WM-QUALIFIKATION II Das rumänische Nationalteam ist seit Jahren erfolglos. Vor dem Rückspiel gegen Griechenland besteht kaum Hoffnung auf Besserung

WM-Entscheidungen

■ Kroatien - Island, 20.15 Uhr Weil sich Island im Hinspiel trotz Unterzahl tapfer ein torloses Remis erkämpfte, hat der kleine Inselstaat nach wie vor eine realistische Chance, sich erstmals für eine WM zu qualifizieren. Die Isländer müssen allerdings ohne ihren verletzten Topstürmer Kolbeinn Sigthorsson auskommen. Die Angst vor der Blamage dürfte bei den Kroaten nicht gering sein.

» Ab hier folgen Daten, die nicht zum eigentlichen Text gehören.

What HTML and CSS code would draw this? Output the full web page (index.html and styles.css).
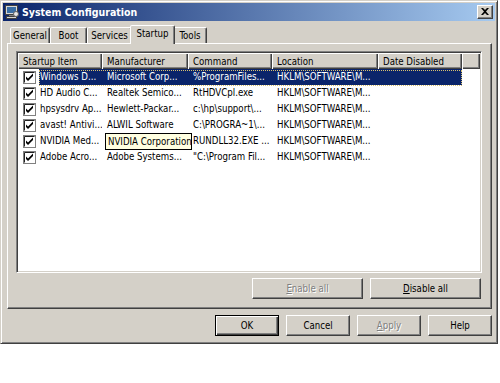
FILE: index.html
```html
<!DOCTYPE html>
<html lang="en">
<head>
  <meta charset="UTF-8" />
  <title>System Configuration</title>
  <link rel="stylesheet" href="styles.css">
</head>
<body>
  <!-- shared checkbox glyph -->
  <svg class="defs" width="0" height="0">
    <symbol id="chk" viewBox="0 0 13 13">
      <rect x="0.5" y="0.5" width="12" height="12" fill="#fff" stroke="#808080"/>
      <path d="M1.5 11.5V1.5H11.5" stroke="#202020" fill="none"/>
      <path d="M3 5.5l2 2 5-5v2.5l-5 5-2-2z" fill="#000"/>
    </symbol>
  </svg>

  <div class="window">
    <div class="titlebar">
      <svg class="app-icon" width="16" height="16" viewBox="0 0 16 16">
        <rect x="1.5" y="1.5" width="12" height="9" fill="#d8d8d8" stroke="#404040"/>
        <rect x="3" y="3" width="9" height="6" fill="#3a6ea5"/>
        <rect x="5" y="11" width="5" height="2" fill="#808080"/>
        <rect x="2.5" y="12.5" width="10" height="2" fill="#d8d8d8" stroke="#404040"/>
        <circle cx="12" cy="10" r="2.5" fill="#e8e8e8" stroke="#606060"/>
      </svg>
      <span class="title">System Configuration</span>
      <div class="close">
        <svg width="8" height="7" viewBox="0 0 8 7">
          <path d="M0 0h2l2 2 2-2h2L5 3.5 8 7H6L4 5 2 7H0l3-3.5z" fill="#000"/>
        </svg>
      </div>
    </div>

    <div class="body">
      <div class="tabs">
        <div class="tab w-general">General</div>
        <div class="tab w-boot">Boot</div>
        <div class="tab w-services">Services</div>
        <div class="tab active w-startup">Startup</div>
        <div class="tab w-tools">Tools</div>
      </div>

      <div class="panel">
        <div class="listview">
          <table>
            <colgroup>
              <col class="c1"><col class="c2"><col class="c3"><col class="c4"><col class="c5"><col>
            </colgroup>
            <thead>
              <tr>
                <th>Startup Item</th>
                <th>Manufacturer</th>
                <th>Command</th>
                <th>Location</th>
                <th>Date Disabled</th>
                <th></th>
              </tr>
            </thead>
            <tbody>
              <tr class="selected">
                <td class="item"><svg class="box"><use href="#chk"/></svg><span class="label">Windows D...</span></td>
                <td>Microsoft Corp...</td>
                <td>%ProgramFiles...</td>
                <td>HKLM\SOFTWARE\M...</td>
                <td></td>
                <td class="filler"></td>
              </tr>
              <tr>
                <td class="item"><svg class="box"><use href="#chk"/></svg><span class="label">HD Audio C...</span></td>
                <td>Realtek Semico...</td>
                <td>RtHDVCpl.exe</td>
                <td>HKLM\SOFTWARE\M...</td>
                <td></td>
                <td></td>
              </tr>
              <tr>
                <td class="item"><svg class="box"><use href="#chk"/></svg><span class="label">hpsysdrv Ap...</span></td>
                <td>Hewlett-Packar...</td>
                <td>c:\hp\support\...</td>
                <td>HKLM\SOFTWARE\M...</td>
                <td></td>
                <td></td>
              </tr>
              <tr>
                <td class="item"><svg class="box"><use href="#chk"/></svg><span class="label">avast! Antivi...</span></td>
                <td>ALWIL Software</td>
                <td>C:\PROGRA~1\...</td>
                <td>HKLM\SOFTWARE\M...</td>
                <td></td>
                <td></td>
              </tr>
              <tr>
                <td class="item"><svg class="box"><use href="#chk"/></svg><span class="label">NVIDIA Med...</span></td>
                <td></td>
                <td>RUNDLL32.EXE ...</td>
                <td>HKLM\SOFTWARE\M...</td>
                <td></td>
                <td></td>
              </tr>
              <tr>
                <td class="item"><svg class="box"><use href="#chk"/></svg><span class="label">Adobe Acro...</span></td>
                <td>Adobe Systems...</td>
                <td>"C:\Program Fil...</td>
                <td>HKLM\SOFTWARE\M...</td>
                <td></td>
                <td></td>
              </tr>
            </tbody>
          </table>

          <div class="focus-rect"></div>
          <div class="tooltip">NVIDIA Corporation</div>
        </div>

        <div class="panel-buttons">
          <button class="btn wide" disabled><u>E</u>nable all</button>
          <button class="btn wide"><u>D</u>isable all</button>
        </div>
      </div>

      <div class="dialog-buttons">
        <button class="btn default">OK</button>
        <button class="btn">Cancel</button>
        <button class="btn" disabled><u>A</u>pply</button>
        <button class="btn">Help</button>
      </div>
    </div>
  </div>
</body>
</html>
```

FILE: styles.css
```css
/* classic dialog look */
body {
  margin: 0;
  background: #fff;
  font-family: "DejaVu Sans Condensed", "DejaVu Sans", sans-serif;
  font-size: 9.6px;
  color: #000;
}
.defs {
  position: absolute;
}
.window {
  width: 498px;
  height: 344px;
  box-sizing: border-box;
  background: #d4d0c8;
  border: 1px solid;
  border-color: #d4d0c8 #404040 #404040 #d4d0c8;
  box-shadow: inset 1px 1px #fff, inset -1px -1px #808080;
  padding: 2px;
  display: flex;
  flex-direction: column;
}

/* title bar */
.titlebar {
  height: 18px;
  display: flex;
  align-items: center;
  padding: 0 2px 0 1px;
  background: linear-gradient(to right, #0a246a, #a6caf0);
  color: #fff;
  font-size: 10.5px;
  font-weight: bold;
}
.app-icon {
  margin-right: 2px;
}
.close {
  margin-left: auto;
  width: 16px;
  height: 14px;
  box-sizing: border-box;
  background: #d4d0c8;
  border: 1px solid;
  border-color: #fff #404040 #404040 #fff;
  box-shadow: inset -1px -1px #808080;
  display: flex;
  align-items: center;
  justify-content: center;
  padding: 0 1px 1px 0;
}

.body {
  flex: 1;
  padding: 4px 3px 5px 4px;
  display: flex;
  flex-direction: column;
}

/* tabs */
.tabs {
  height: 18px;
  display: flex;
  align-items: flex-end;
  padding-left: 3px;
  position: relative;
  z-index: 1;
}
.tab {
  height: 16px;
  box-sizing: border-box;
  border: 1px solid;
  border-bottom: none;
  border-color: #fff #404040 transparent #fff;
  box-shadow: inset -1px 0 #808080;
  border-radius: 2px 2px 0 0;
  text-align: center;
  line-height: 15px;
  background: #d4d0c8;
}
.tab.active {
  height: 19px;
  margin: 0 -2px -1px;
  line-height: 16px;
  position: relative;
  z-index: 2;
}
.w-general { width: 40px; }
.w-boot { width: 37px; }
.w-services { width: 45px; }
.w-startup { width: 45px; }
.w-tools { width: 34px; }

/* tab page */
.panel {
  height: 266px;
  box-sizing: border-box;
  border: 1px solid;
  border-color: #fff #404040 #404040 #fff;
  box-shadow: inset -1px -1px #808080;
  padding: 7px 9px 9px 8px;
  display: flex;
  flex-direction: column;
}
.listview {
  height: 222px;
  box-sizing: border-box;
  background: #fff;
  border: 1px solid;
  border-color: #808080 #fff #fff #808080;
  box-shadow: inset 1px 1px #404040, inset -1px -1px #d4d0c8;
  padding: 1px;
  position: relative;
  overflow: hidden;
}
table {
  width: 462px;
  table-layout: fixed;
  border-collapse: collapse;
  border-spacing: 0;
}
.c1 { width: 84px; }
.c2 { width: 86px; }
.c3 { width: 84px; }
.c4 { width: 106px; }
.c5 { width: 84px; }
th {
  height: 16px;
  padding: 0 0 0 5px;
  text-align: left;
  font-weight: normal;
  background: #d4d0c8;
  box-shadow: inset 1px 1px #fff, inset -1px -1px #404040, inset -2px -2px #808080;
  white-space: nowrap;
  overflow: hidden;
}
td {
  height: 16px;
  padding: 0 0 0 5px;
  white-space: nowrap;
  overflow: hidden;
  line-height: 16px;
}
td.item {
  display: flex;
  align-items: center;
}
.box {
  width: 13px;
  height: 13px;
  flex: none;
}
.label {
  flex: 1;
  margin-left: 3px;
  padding-left: 1px;
  height: 16px;
  overflow: hidden;
}
tr.selected td,
tr.selected .label {
  background: #0a246a;
  color: #fff;
}
tr.selected td.item,
tr.selected td.filler {
  background: none;
}
.focus-rect {
  position: absolute;
  left: 22px;
  top: 18px;
  width: 423px;
  height: 16px;
  box-sizing: border-box;
  border: 1px dotted #d8c070;
}
.tooltip {
  position: absolute;
  left: 88px;
  top: 81px;
  width: 87px;
  height: 17px;
  box-sizing: border-box;
  background: #ffffe1;
  border: 1px solid #000;
  padding-left: 2px;
  line-height: 15px;
  white-space: nowrap;
  overflow: hidden;
}

/* buttons */
.btn {
  width: 64px;
  height: 21px;
  box-sizing: border-box;
  padding: 0;
  background: #d4d0c8;
  border: 1px solid;
  border-color: #fff #404040 #404040 #fff;
  box-shadow: inset -1px -1px #808080;
  font-family: inherit;
  font-size: 9.6px;
  color: #000;
}
.btn.default {
  border-color: #000;
  box-shadow: inset 1px 1px #fff, inset -1px -1px #404040, inset -2px -2px #808080;
}
.btn:disabled {
  color: #808080;
  text-shadow: 1px 1px #fff;
}
.btn.wide {
  width: 111px;
}
.panel-buttons {
  margin-top: 5px;
  display: flex;
  justify-content: flex-end;
  gap: 7px;
  padding-right: 1px;
}
.dialog-buttons {
  margin-top: 6px;
  display: flex;
  justify-content: flex-end;
  gap: 7px;
}
```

■ Schweden - Portugal, 20.45 Uhr Portugals Star Cristiano Ronaldo erwartet eine „Schlacht“. Dank seines Treffers im Hinspiel in Lissabon (1:0) wähnen sich Ronaldo und sein Team im Vorteil. Sein prominentester Gegenspieler Zlatan Ibrahimovic verbreitet indes ebenfalls Optimismus: „Wir haben definitiv eine Chance, alles kann passieren.“

■ Frankreich - Ukraine, 21 Uhr Wenn die Franzosen die 0:2-Niederlage von Kiew nicht wettmachen, verpassen sie erstmals seit 20 Jahren eine WM. Frankreichs Sportzeitung L’Equipe spricht von der „Alarmstufe Rot“. Immerhin hat die Ukraine in den letzten sechs Pflichtspielen keinen Gegentreffer kassiert.

BUKAREST taz | Der rumänische Nationaltrainer Victor Piturca ist wohl das Gegenteil dessen, was man als Frohnatur bezeichnet. Nach dem Schlusspfiff im Stadion von Olympiakos Piräus schaute der 57 Jahre alte Fußballtrainer noch deutlich mieser gelaunt aus als sonst. „Es wird nicht einfach“, flüsterte der in der Heimat sehr umstrittene Piturca. Das 1:3 in Griechenland im Hinspiel der Play-offs zur WM-Qualifikation und besonders die Zahl der Gegentore schockierten das ganze Land. Rumäniens Offensive war schwach, die Defensive desolat. Daher macht es zumindest ein bisschen Hoffnung, dass Vlad Chiriches heute trotz eines Nasenbeinbruchs im Rückspiel in Bukarest wieder dabei sein wird. „Er ist unser stärkster Spieler, keine Frage“, sagt Alexandru Maxim über den Innenverteidiger von Tottenham Hotspur. Maxim spielt beim VfB Stuttgart und ist dort wie in Rumänien ein großer Hoffnungsträger.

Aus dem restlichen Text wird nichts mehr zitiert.